While Persky and Dixon agree with prohibiting the production and possession of kiddie porn, in the BCCLA annual report in 2000 Dixon wrote, “By targeting materials that are the product of imagination, like paintings and stories, rather than the abuse of actual children, the law strays far beyond its purpose of protecting children and comes dangerously close to thought control,” and lamented the Court’s failure to consider reforming “the silly ‘standard of community tolerance’ test for obscenity.” 
In an interview, Persky told me, “It's almost always a good idea to be suspicious of people who want to shut other people up. Censors have a lousy record. When we historically examine the writing and speech that censors tried to stifle over the centuries, the censors almost always turn out to be wrong.
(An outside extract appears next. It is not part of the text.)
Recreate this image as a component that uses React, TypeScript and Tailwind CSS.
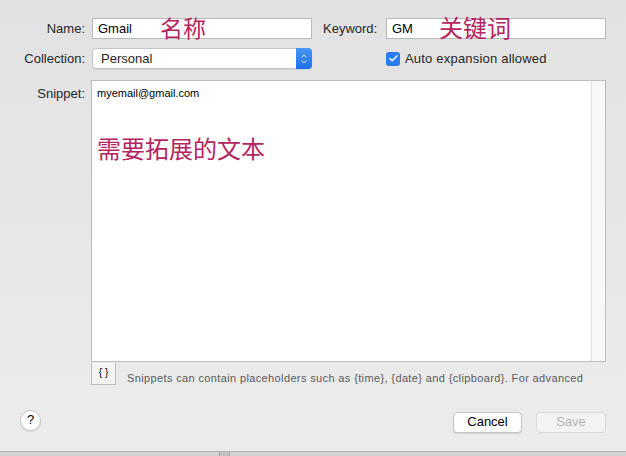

It's an especially good idea to be suspicious of censors who not only want to silence others, but who have the power to do so.”
If you happen to be a fan of American Psycho you can thank Dixon, who, in 1991, as advisor to then Minister of Justice, Kim Campbell, argued that the book should be let into the country, advising her in a memo (which he attached to an returned essay of mine that quoted the book) that although “Ellis is no Joseph Conrad or Kafka or Dostoyevsky when it comes to the dark side of existence,” “I think that you have much more to lose…by advising Customs to seize a book that can make a plausible claim to being serious piece of literature.”
Even if you believe that the absolute right to free expression is ultimately more dangerous than putting limits on free speech, you might agree at least that we need some legal framework on the issue. Or maybe you don’t care. This third position might be the most dangerous of all, because when we aren’t on the lookout for those antidemocratic forces, or in Persky’s words, “suspicious of censors who not only want to silence others, but who have the power to do so,” we might find ourselves, like Nazi Germany, or contemporary Iran, going crazy, and engaged in a start-with-books-then-burn-people modus operandi.